Friday, June 6, 2014

Highest-priced homes taxed far less | Last Word



Mikal Watts has been in the news a fair amount lately.

Lawsuits accuse the highly successful and highly controversial lawyer of listing thousands of phantom clients in the fishing industry for claims against BP in its massive 2010 oil spill in the Gulf.

Now Watts is in the newspaper for putting his Dominion home up for sale.

What caught my eye was not the $12 million price tag Watts put on his home.

It may well be worth it.

The 27,000 square-foot house has five bedrooms, six and a half baths and a separate guest house with one bedroom and two baths.

And there’s the “state of the art gymnasium and workout facility used by various NBA players.”

And by President Obama for a 2010 fundraiser. (Watts was a megadonor to Democrats before his recent troubles.)

But what caught my attention was the value that the Bexar County Tax Appraisal District had put on the house: a measly $2.97 million dollars – or one quarter of Watts’ listing price.

There has been considerable publicity lately about the issue of businesses using state law and the courts to get their properties appraised at much lower than market value for tax purposes.

But are rich homeowners also able to significantly underpay their portion of the tax burden?

I decided to do a quick and dirty study to see.

It was simple:

I compared the listed sales prices of 10 of the most expensive homes on the San Antonio market right now with the tax appraisals of those homes.

Then I looked at the tax appraisals for 10 $200,000 homes.

Watts has the best deal of the expensive homes on the market. But the others aren’t doing badly.

Another Dominion home at 11 Whitechurch Lane is on the market for $3 million. But it’s on the tax rolls at $992,000. 

That’s one-third the listing price.

The home at 14 Crescent Park in the Dominion is yours for $6.5 million, but is taxed at less than half that at $3,104,000.

It almost made me feel sorry for the Dominion owners at 47 Vineyard whose tax burden is calculated at 94 percent of their asking price.

Overall, the 10 mansions I looked at, including ones in Terrell Hills and Shavano Park, were appraised for tax purposes at an average of 58 percent of their listing price.

Now, you might say that sellers don’t always get what they ask for.

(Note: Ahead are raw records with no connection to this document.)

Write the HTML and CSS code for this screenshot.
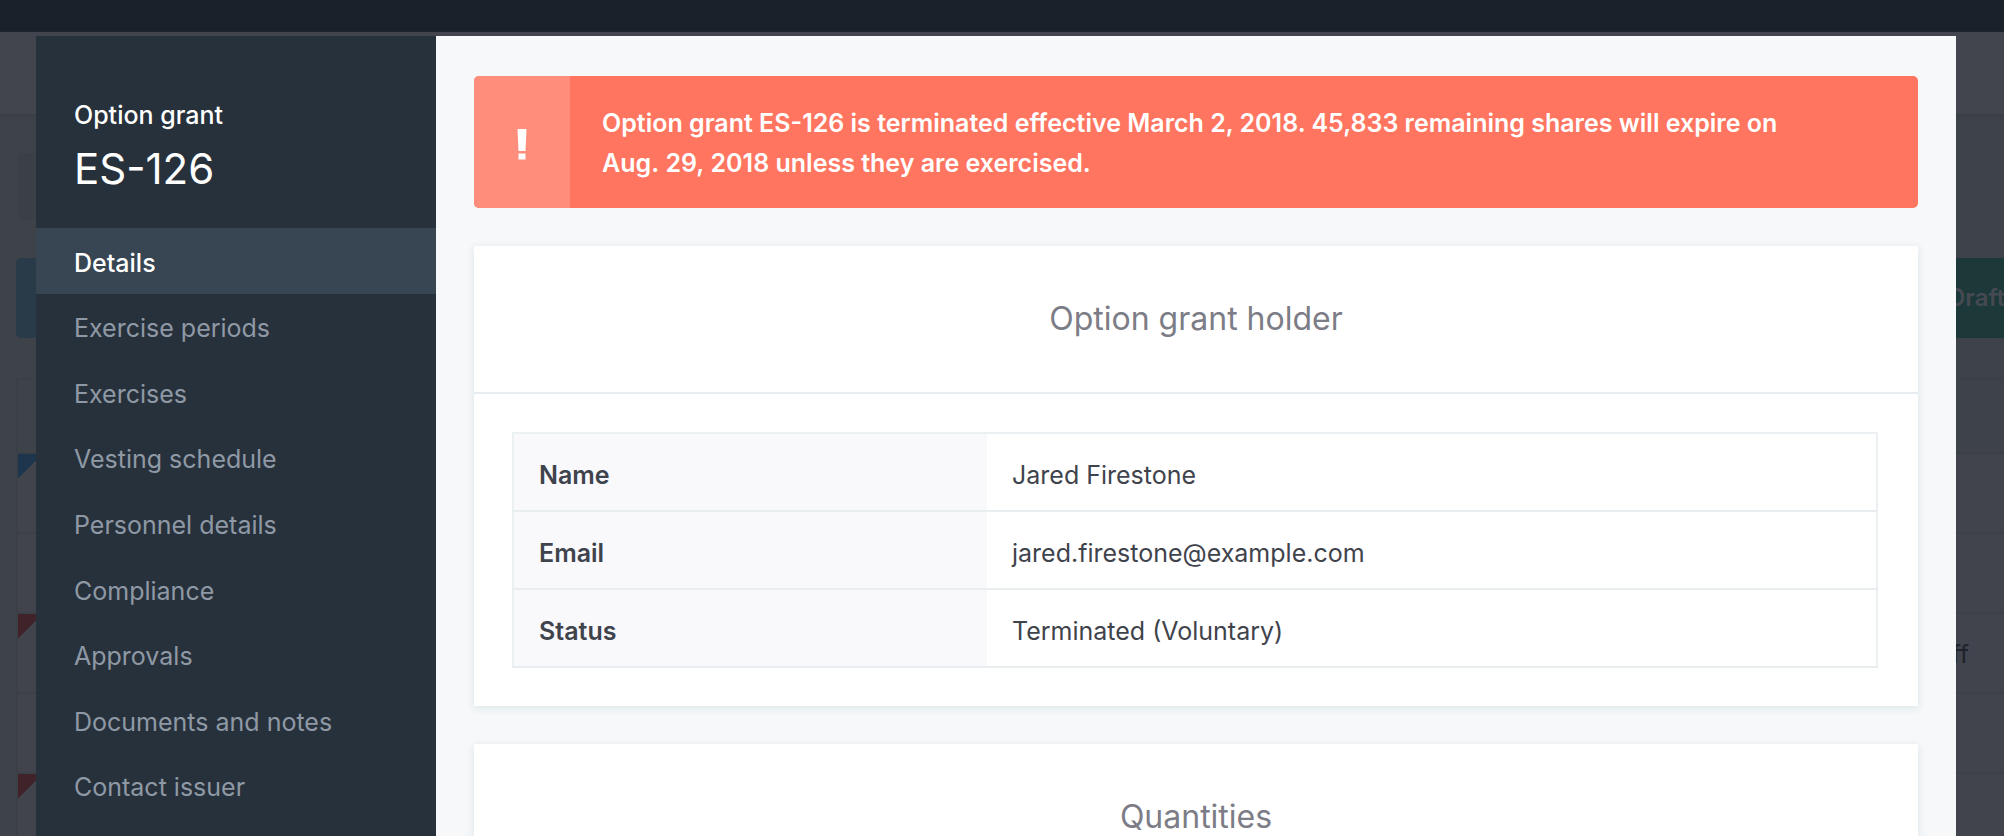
FILE: index.html
```html
<!DOCTYPE html>
<html lang="en">
<head>
    <meta charset="UTF-8">
    <meta name="viewport" content="width=device-width, initial-scale=1.0">
    <title>Option grant ES-126</title>
    <link rel="stylesheet" href="styles.css">
</head>
<body>
    <!-- Page behind the modal -->
    <div class="page" aria-hidden="true">
        <div class="page-topbar"></div>
        <div class="page-header"></div>
        <div class="page-filters">
            <div class="filter-box"></div>
        </div>
        <div class="page-toolbar">
            <div class="toolbar-primary"></div>
            <div class="toolbar-draft">Draft</div>
        </div>
        <div class="grants">
            <div class="grants-head"></div>
            <div class="grants-row flag-blue"></div>
            <div class="grants-row"></div>
            <div class="grants-row flag-red">ff</div>
            <div class="grants-row"></div>
            <div class="grants-row flag-red"></div>
        </div>
    </div>

    <!-- Option grant modal -->
    <div class="modal" role="dialog" aria-labelledby="modal-title">
        <aside class="sidebar">
            <p class="sidebar-label">Option grant</p>
            <h1 id="modal-title">ES-126</h1>
            <nav>
                <ul class="menu">
                    <li><a class="active" href="#details">Details</a></li>
                    <li><a href="#exercise-periods">Exercise periods</a></li>
                    <li><a href="#exercises">Exercises</a></li>
                    <li><a href="#vesting">Vesting schedule</a></li>
                    <li><a href="#personnel">Personnel details</a></li>
                    <li><a href="#compliance">Compliance</a></li>
                    <li><a href="#approvals">Approvals</a></li>
                    <li><a href="#documents">Documents and notes</a></li>
                    <li><a href="#contact">Contact issuer</a></li>
                </ul>
            </nav>
        </aside>

        <main class="content" id="details">
            <div class="alert" role="alert">
                <div class="alert-icon">
                    <svg width="10" height="36" viewBox="0 0 10 36" fill="#fff">
                        <path d="M0.5 5h9L8.5 27h-7z"/>
                        <path d="M1.500 29.500h7v6h-7z"/>
                    </svg>
                </div>
                <p>Option grant ES-126 is terminated effective March 2, 2018. 45,833 remaining shares will expire on Aug.&nbsp;29,&nbsp;2018 unless they are exercised.</p>
            </div>

            <section class="card">
                <h2>Option grant holder</h2>
                <div class="card-body">
                    <table class="info">
                        <tr>
                            <th scope="row">Name</th>
                            <td>Jared Firestone</td>
                        </tr>
                        <tr>
                            <th scope="row">Email</th>
                            <td>jared.firestone@example.com</td>
                        </tr>
                        <tr>
                            <th scope="row">Status</th>
                            <td>Terminated (Voluntary)</td>
                        </tr>
                    </table>
                </div>
            </section>

            <section class="card">
                <h2>Quantities</h2>
            </section>
        </main>
    </div>
</body>
</html>
```
FILE: styles.css
```css
* {
    box-sizing: border-box;
}
body {
    margin: 0;
    height: 100vh;
    overflow: hidden;
    font-family: Inter, "Liberation Sans", sans-serif;
    font-size: 25px;
    color: #3f434c;
    background-color: #3e4249;
}
h1, h2, p, ul {
    margin: 0;
    padding: 0;
}

/* Page behind the modal */
.page-topbar {
    height: 32px;
    background-color: #1a212a;
}
.page-header {
    height: 83px;
    background-color: #42454d;
    border-bottom: 1px solid #3a3e45;
    box-shadow: 0 1px 3px #393d44;
}
.page-filters {
    padding: 38px 50px 38px 18px;
}
.filter-box {
    height: 67px;
    border-radius: 5px;
    background-color: #3b3f46;
}
.page-toolbar {
    display: flex;
    justify-content: space-between;
    padding-left: 16px;
    margin-bottom: 40px;
}
.toolbar-primary {
    width: 240px;
    height: 80px;
    border-radius: 5px;
    background-color: #293a49;
}
.toolbar-draft {
    width: 92px;
    padding-left: 36px;
    font-size: 24px;
    line-height: 80px;
    font-weight: 600;
    color: #454951;
    background-color: #1c3838;
}
.grants {
    margin-left: 16px;
    border-left: 2px solid #3b3f46;
    border-top: 2px solid #3b3f46;
}
.grants-head {
    height: 74px;
    border-bottom: 2px solid #3b3f46;
}
.grants-row {
    height: 80px;
    padding-right: 35px;
    border-bottom: 2px solid #3c4047;
    line-height: 80px;
    text-align: right;
    color: #1e222b;
    background-color: #41444c;
}
.flag-blue {
    background-image: linear-gradient(135deg, #1d354d 17px, transparent 17px);
}
.flag-red {
    background-image: linear-gradient(135deg, #40222a 17px, transparent 17px);
}

/* Modal */
.modal {
    position: fixed;
    top: 36px;
    right: 48px;
    bottom: 0;
    left: 36px;
    display: flex;
    overflow: hidden;
    background-color: #f6f8fa;
}
.sidebar {
    flex: 0 0 400px;
    padding-top: 60px;
    background-color: #27313c;
    color: #fff;
}
.sidebar-label {
    padding: 0 38px;
    line-height: 38px;
    font-weight: 500;
}
.sidebar h1 {
    padding: 0 38px;
    margin-bottom: 24px;
    font-size: 42px;
    font-weight: 400;
    line-height: 70px;
}
.menu {
    display: grid;
    grid-auto-rows: 1fr;
    min-height: 590px;
    list-style: none;
}
.menu a {
    display: flex;
    align-items: center;
    height: 100%;
    padding: 4px 38px 0;
    color: #8f99a5;
    text-decoration: none;
}
.menu .active {
    color: #fff;
    font-weight: 500;
    background-color: #384552;
}
.content {
    flex: 1;
    padding: 40px 38px;
}
.alert {
    display: flex;
    margin-bottom: 38px;
    border-radius: 5px;
    overflow: hidden;
    color: #fff;
    background-color: #ff755f;
}
.alert-icon {
    flex: 0 0 96px;
    display: flex;
    align-items: center;
    justify-content: center;
    background-color: #ff8d7b;
}
.alert p {
    padding: 27px 32px 25px;
    font-weight: 600;
    line-height: 40px;
}
.card {
    margin-bottom: 38px;
    background-color: #fff;
    box-shadow: 0 2px 8px rgba(40, 90, 100, 0.12);
}
.card h2 {
    padding: 38px;
    border-bottom: 2px solid #e8edf1;
    font-size: 32px;
    font-weight: 400;
    line-height: 70px;
    text-align: center;
    color: #7c7d86;
}
.card-body {
    padding: 38px 40px 38px 38px;
}
.info {
    width: 100%;
    border-collapse: collapse;
    border: 2px solid #ebf0f3;
}
.info th,
.info td {
    height: 78px;
    padding: 6px 25px 0;
    border-bottom: 2px solid #e8edf0;
    text-align: left;
}
.info th {
    width: 474px;
    font-weight: 600;
    background-color: #f9f9fc;
}
```
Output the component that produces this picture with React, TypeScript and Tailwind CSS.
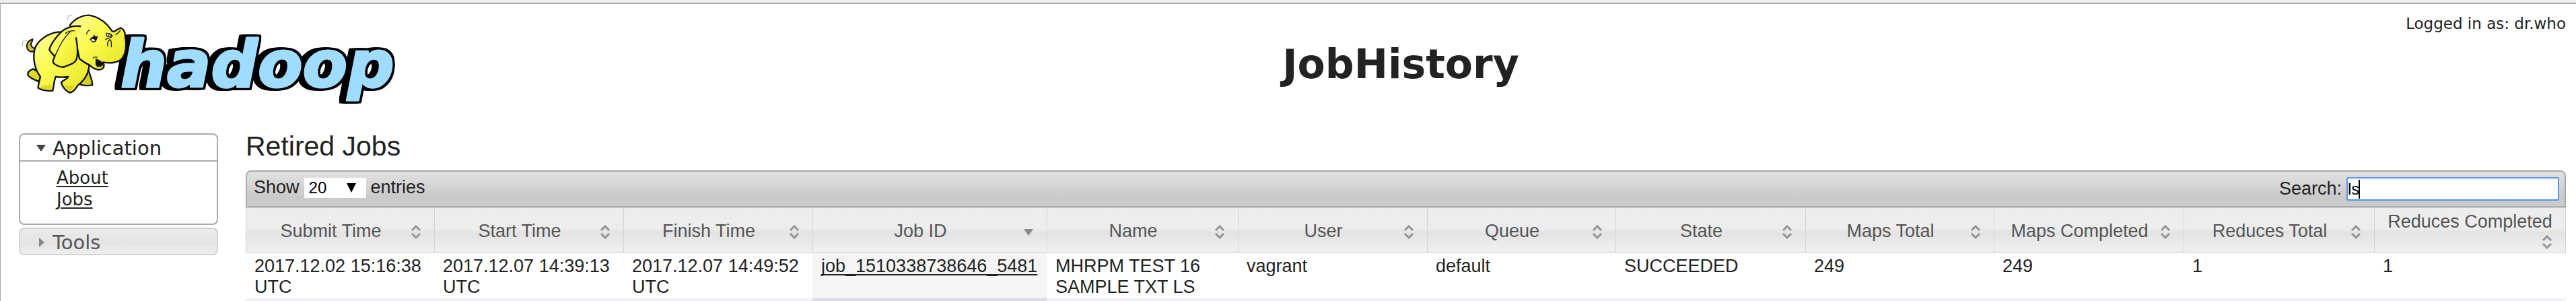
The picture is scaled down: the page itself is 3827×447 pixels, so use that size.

When it comes to expensive houses, you’d be pretty much wrong.

According to the San Antonio Board of Realtors, all of the six homes sold in April for more than a million dollars went for very close to the asking price.

One went for more.

The typical house went for 95 percent of its listing.

But if rich folks on average pay about 58 percent of their fair burden, how much do middle class folks pay?

On average, according to my quick-and-dirty survey, $200,000 homes are taxed at about 92 percent of their asking price –- almost double the share of the rich.

Michael Amezquita, who heads the Bexar County Appraisal District, gave three reasons for the discrepancy.

One is that it is easy to determine the value of $200,000 houses. Most are in subdivisions with very similar houses with recent sales.

Meanwhile, genuine mansions are one of a kind.

And while the appraisal district is able to learn the sales price when they are reported to the Board of Realtors, rich homebuyers are able to avoid that.

They simply pay the real estate agent the roughly $5,000 fine realtors are charged when they don’t report sales prices.

Finally, with much more at stake, wealthy owners can hire high-priced attorneys to take on the appraisal district in court.

Amezquita says commercial valuations are even more unfair, but he says it’s all legal because the Legislature makes it so - most importantly by not joining many other states in requiring public reporting of sales prices.

It may be legal, Amezquita says, but, and I quote, “I’ve never seen anything as corrupt as what I’ve seen now.”

1 comment:

Paula said...

Thank you for writing this piece. I read it yesterday in the Express-News. I did the math yesterday and discovered the "unpaid" school taxes on a three million dollar appraised at 990,000 home could pay for an additional teacher in the school district. You might also look into millionaire neighborhoods using the term "wildlife refuge" to avoid paying school taxes on their multi-million dollar properties. Talk about welfare for the rich!